An official Georgian Muslim Department was set up in 2011 in Batumi. Some in the Muslim community are suspicious of the body, because the government established it and they believe that they use it to pursue the government's interests.
The Muslim Department manages all mosques in Georgia, and takes care of their needs and maintenance. If the government allocates money for the Muslim community from the budget, the Muslim Department manages it, whether for the construction of new mosques or anything else.
Some in the Muslim community also believe that the government is directly involved in selecting the mufti of all Georgia, and this is why the department always does what the government instructs it to do.
The department denies these accusations, saying that they do their best to satisfy the demands of the community. When it comes to the construction of the mosque, the department explained that they are working on this, however they do not have a specific plan right now.
For several years, Rezo Mikeladze has worked on education issues in the department. He says that there has never been a confrontation between the Muslim and Christian communities in Batumi about the construction of the mosque, but that certain people use this issue for their personal interests.

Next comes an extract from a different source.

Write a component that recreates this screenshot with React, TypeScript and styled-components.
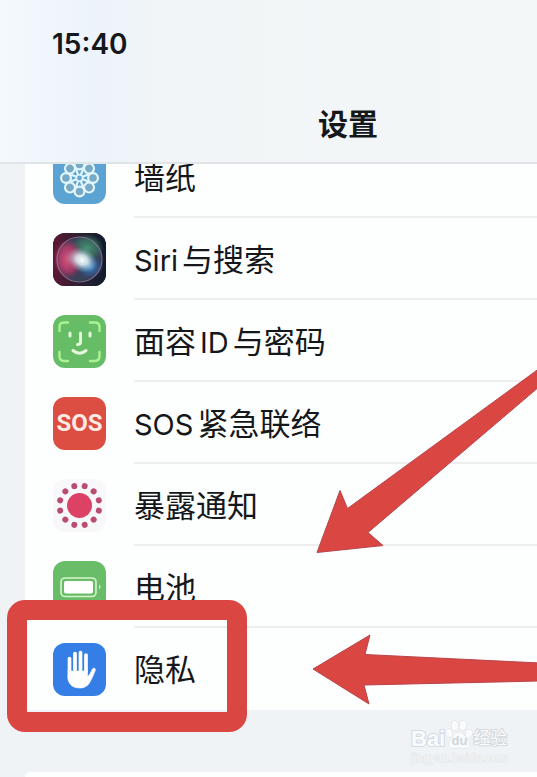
import React from "react";
import styled, { createGlobalStyle } from "styled-components";

const GlobalStyle = createGlobalStyle`
  * { box-sizing: border-box; }
  body {
    margin: 0;
    background: #eff3f6;
    color: #15171a;
    font-family: Inter, "Noto Sans CJK SC", sans-serif;
  }
`;

const Page = styled.main`
  position: relative;
  display: flex;
  flex-direction: column;
  height: 100vh;
  min-height: 776px;
  overflow: hidden;
`;

const Header = styled.header`
  position: relative;
  z-index: 1;
  flex: none;
  display: flex;
  flex-direction: column;
  justify-content: space-between;
  height: 164px;
  padding: 28px 0 20px;
  border-bottom: 2px solid #e0e4e7;
  background: linear-gradient(90deg, #f3f9fd 0%, #edf3fb 18%, #f1f5f7 32%, #f3f7f8 100%);
`;

const Clock = styled.time`
  padding-left: 52px;
  font-size: 28px;
  line-height: 32px;
  font-weight: 600;
`;

const Title = styled.h1`
  margin: 0;
  padding-left: 159px;
  text-align: center;
  font-size: 30px;
  line-height: 36px;
  font-weight: 700;
`;

const Group = styled.ul`
  flex: none;
  list-style: none;
  margin: -28px 0 0 25px;
  padding: 0;
  background: #fdfefe;
`;

const NextGroup = styled.section`
  flex: 1;
  margin: 62px 0 0 25px;
  background: #fdfefe;
  border-top-left-radius: 16px;
`;

const Item = styled.li`
  position: relative;
`;

const Row = styled.button`
  display: flex;
  align-items: center;
  gap: 28px;
  width: 100%;
  height: 82px;
  padding: 0 0 0 28px;
  border: 0;
  background: none;
  color: inherit;
  font: inherit;
  text-align: left;
`;

const Label = styled.span<{ $last?: boolean }>`
  flex: 1;
  display: flex;
  align-items: baseline;
  gap: 4px;
  height: 100%;
  white-space: nowrap;
  font-size: 31px;
  line-height: 84px;
  border-bottom: 2px solid ${(p) => (p.$last ? "transparent" : "#eceeef")};
`;

const Latin = styled.span`
  font-size: 29px;
`;

const Tile = styled.span<{ $bg: string }>`
  flex: none;
  display: grid;
  place-items: center;
  width: 53px;
  height: 53px;
  border-radius: 12px;
  overflow: hidden;
  background: ${(p) => p.$bg};
  svg { display: block; width: 53px; height: 53px; }
`;

const SosText = styled.span`
  color: #fdeae2;
  font-family: Roboto, sans-serif;
  font-size: 24px;
  font-weight: 700;
`;

const Highlight = styled.span`
  position: absolute;
  top: -28px;
  bottom: -22px;
  left: -18px;
  width: 240px;
  border: 20px solid #da4743;
  border-radius: 18px;
  pointer-events: none;
`;

const Arrows = styled.svg`
  position: absolute;
  top: 360px;
  right: 0;
  width: 237px;
  height: 360px;
  pointer-events: none;
`;

const Watermark = styled.div`
  position: absolute;
  right: 28px;
  top: 718px;
  width: 98px;
  color: #fafbfc;
  white-space: nowrap;
  -webkit-text-stroke: 2px #d5dade;
  paint-order: stroke fill;
`;

const Brand = styled.div`
  display: flex;
  align-items: flex-end;
  height: 33px;
  font-family: "Liberation Sans", "Noto Sans CJK SC", sans-serif;
  font-weight: 700;
  svg { flex: none; width: 28px; height: 32px; }
`;

const BrandWord = styled.span<{ $small?: boolean }>`
  font-size: ${(p) => (p.$small ? 17 : 22)}px;
  font-weight: ${(p) => (p.$small ? 400 : 700)};
  line-height: 24px;
`;

const Site = styled.div`
  color: #f4f6f8;
  font-family: "Liberation Sans", sans-serif;
  font-size: 12px;
  line-height: 14px;
  -webkit-text-stroke: 1px #dfe3e6;
`;

const ring = (n: number, start = 0) =>
  Array.from({ length: n }, (_, i) => start + (i * 360) / n);

const WallpaperIcon = () => (
  <svg viewBox="0 0 53 53" fill="none" stroke="#e2f6fc" strokeWidth="2.200">
    {ring(8).map((a) => (
      <circle key={a} cx="26.5" cy="13.500" r="4.900" fill="#78a9c5" transform={`rotate(${a} 26.5 27)`} />
    ))}
    {ring(8, 22.5).map((a) => (
      <path key={a} d="M26.5 23.500V17.500" transform={`rotate(${a} 26.5 27)`} />
    ))}
    <circle cx="26.500" cy="27" r="3.200" fill="#67a9d2" strokeWidth="1.600" />
  </svg>
);

const SiriIcon = () => (
  <svg viewBox="0 0 53 53">
    <defs>
      <linearGradient id="siriBase" x1="0" x2="1">
        <stop offset="0" stopColor="#5b1835" />
        <stop offset=".5" stopColor="#2b2032" />
        <stop offset="1" stopColor="#101b2c" />
      </linearGradient>
      <radialGradient id="siriCore">
        <stop offset="0" stopColor="#fff" />
        <stop offset=".4" stopColor="#dceff4" stopOpacity=".85" />
        <stop offset="1" stopColor="#88a8bc" stopOpacity="0" />
      </radialGradient>
      <radialGradient id="siriPink">
        <stop offset="0" stopColor="#d55a82" />
        <stop offset=".6" stopColor="#b53a68" stopOpacity=".85" />
        <stop offset="1" stopColor="#a82854" stopOpacity="0" />
      </radialGradient>
      <radialGradient id="siriBlue">
        <stop offset="0" stopColor="#3c92d8" />
        <stop offset="1" stopColor="#2054a0" stopOpacity="0" />
      </radialGradient>
      <radialGradient id="siriGreen">
        <stop offset="0" stopColor="#4a8f75" />
        <stop offset=".6" stopColor="#37705f" stopOpacity=".8" />
        <stop offset="1" stopColor="#286856" stopOpacity="0" />
      </radialGradient>
    </defs>
    <rect width="53" height="53" fill="url(#siriBase)" />
    <circle cx="26.5" cy="26.5" r="22" fill="#3b4059" />
    <ellipse cx="34" cy="15" rx="17" ry="14" fill="url(#siriGreen)" />
    <ellipse cx="15" cy="26" rx="15" ry="20" fill="url(#siriPink)" />
    <ellipse cx="37" cy="34" rx="14" ry="12" fill="url(#siriBlue)" />
    <ellipse cx="29" cy="27" rx="16" ry="12" fill="url(#siriCore)" transform="rotate(25 29 27)" />
    <circle cx="26.5" cy="26.5" r="22.500" fill="none" stroke="#9b86a4" strokeWidth="1.200" opacity=".75" />
  </svg>
);

const FaceIcon = () => (
  <svg viewBox="0 0 53 53" fill="none" strokeLinecap="round">
    <g stroke="#aaf394" strokeWidth="2.400">
      <path d="M6.500 16v-4q0-4.500 4.500-4.500h4M37 7.500h5q4.500 0 4.500 4.500v4M46.500 37v4q0 5-5 5H37M15 46h-4q-4.500 0-4.500-5v-4" />
    </g>
    <g stroke="#e5f9da" strokeWidth="3">
      <path d="M17 18v3M37 18v3M27.500 18v9q0 2.500-3 2.500M20 35.500q6.500 5.500 13 0" />
    </g>
  </svg>
);

const ExposureIcon = () => (
  <svg viewBox="0 0 53 53">
    <circle cx="26.500" cy="26.500" r="12.500" fill="#dc4265" />
    {ring(12, 15).map((a) => (
      <circle key={a} cx="26.500" cy="6.500" r="3" fill="#b94d70" transform={`rotate(${a} 26.5 26.5)`} />
    ))}
  </svg>
);

const BatteryIcon = () => (
  <svg viewBox="0 0 53 53">
    <rect x="8" y="17" width="35" height="18.500" rx="4" fill="none" stroke="#d6f5cc" strokeWidth="1.600" />
    <rect x="11" y="20" width="29" height="12.500" rx="2" fill="#fff" />
    <path d="M46 23.500q3 2.500 0 5z" fill="#d6f5cc" />
  </svg>
);

const HandIcon = () => (
  <svg viewBox="0 0 53 53" fill="none" stroke="#fff" strokeLinecap="round" strokeLinejoin="round">
    <path d="M16.500 29V15.500M22 27V10.500M27.500 27V9.500M33 28V12" strokeWidth="3.700" />
    <path
      d="M15.500 28h19v5.500c2-1.200 3.400-4.500 4.600-7 1-2.200 4-1.500 3.200.8-1.500 4.200-3.300 8.200-5.300 11.700-2.200 4-5.500 6-10.500 6-7.500 0-11.800-4.500-11.800-12z"
      fill="#fff"
      strokeWidth=".6"
    />
  </svg>
);

const PawText = styled.text`
  fill: #cfd5da;
  stroke: none;
  -webkit-text-stroke: 0;
  font-size: 14px;
`;

const PawIcon = () => (
  <svg viewBox="0 0 30 34" fill="#fafbfc" stroke="#d5dade">
    <ellipse cx="4.500" cy="15" rx="3.500" ry="4.500" transform="rotate(-12 4.500 15)" />
    <ellipse cx="10.500" cy="7" rx="3.600" ry="5" />
    <ellipse cx="19" cy="7" rx="3.600" ry="5" transform="rotate(10 19 7)" />
    <ellipse cx="25.500" cy="15.500" rx="3.500" ry="4.500" transform="rotate(12 25.500 15.500)" />
    <path d="M15 14c5 0 6 5 9 8 4 4 2 9-3 9-3 0-4-.5-6-.5s-3 .5-6 .5c-5 0-7-5-3-9 3-3 4-8 9-8z" />
    <PawText x="7" y="28">du</PawText>
  </svg>
);

type Entry = {
  label: string[];
  bg: string;
  icon: React.ReactNode;
  highlighted?: boolean;
};

const entries: Entry[] = [
  { label: ["墙纸"], bg: "#5aa3d2", icon: <WallpaperIcon /> },
  { label: ["Siri", "与搜索"], bg: "#24202f", icon: <SiriIcon /> },
  { label: ["面容", "ID", "与密码"], bg: "#67bd65", icon: <FaceIcon /> },
  { label: ["SOS", "紧急联络"], bg: "#dc4d42", icon: <SosText>SOS</SosText> },
  { label: ["暴露通知"], bg: "#f8f7fa", icon: <ExposureIcon /> },
  { label: ["电池"], bg: "#69bd68", icon: <BatteryIcon /> },
  { label: ["隐私"], bg: "#357ee5", icon: <HandIcon />, highlighted: true },
];

export default function App() {
  return (
    <Page>
      <GlobalStyle />
      <Header>
        <Clock>15:40</Clock>
        <Title>设置</Title>
      </Header>
      <Group>
        {entries.map((entry, i) => (
          <Item key={entry.label.join("")}>
            <Row type="button">
              <Tile $bg={entry.bg}>{entry.icon}</Tile>
              <Label $last={i === entries.length - 1}>
                {entry.label.map((part) =>
                  /^[A-Za-z]+$/.test(part) ? (
                    <Latin key={part}>{part}</Latin>
                  ) : (
                    <span key={part}>{part}</span>
                  )
                )}
              </Label>
            </Row>
            {entry.highlighted && <Highlight />}
          </Item>
        ))}
      </Group>
      <NextGroup />
      <Arrows viewBox="0 0 237 360" fill="#da4743" stroke="#b84449" strokeWidth="1">
        <path d="M17 192.500L40 130.500l7.500 18L240 8v18L68 172.500l15 13z" />
        <path d="M13 309l57-34-5 19.500 175 8.500v18l-176 4 5 19z" />
      </Arrows>
      <Watermark>
        <Brand>
          <BrandWord>Bai</BrandWord>
          <PawIcon />
          <BrandWord $small>经验</BrandWord>
        </Brand>
        <Site>jingyan.baidu.com</Site>
      </Watermark>
    </Page>
  );
}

Due to the lack of attention from the government, the mosque construction initiative group purchased a plot of land in Batumi for the construction, and are now working on the plans for the building to take to City Hall to get permission from the government.
If they get permission, they will construct the mosque with own means.
Former Prime Minister and founder of the ruling Georgian Dream party Bidzina Ivanishvili, promised to construct a new mosque for Muslims in Batumi during the 2012 parliamentary elections, but this promise was never fulfilled. In October 2014, Ivanishvili’s successor, Irakli Garibashvili, met with Muslims and promised that he would examine this issue, but this also brought no results.
The project’s first draft has already been published by the initiative group. The authors of the plan include Georgian, Turkish, Arab and Iranian architects, in order to merge common Islamic architecture with Georgian elements.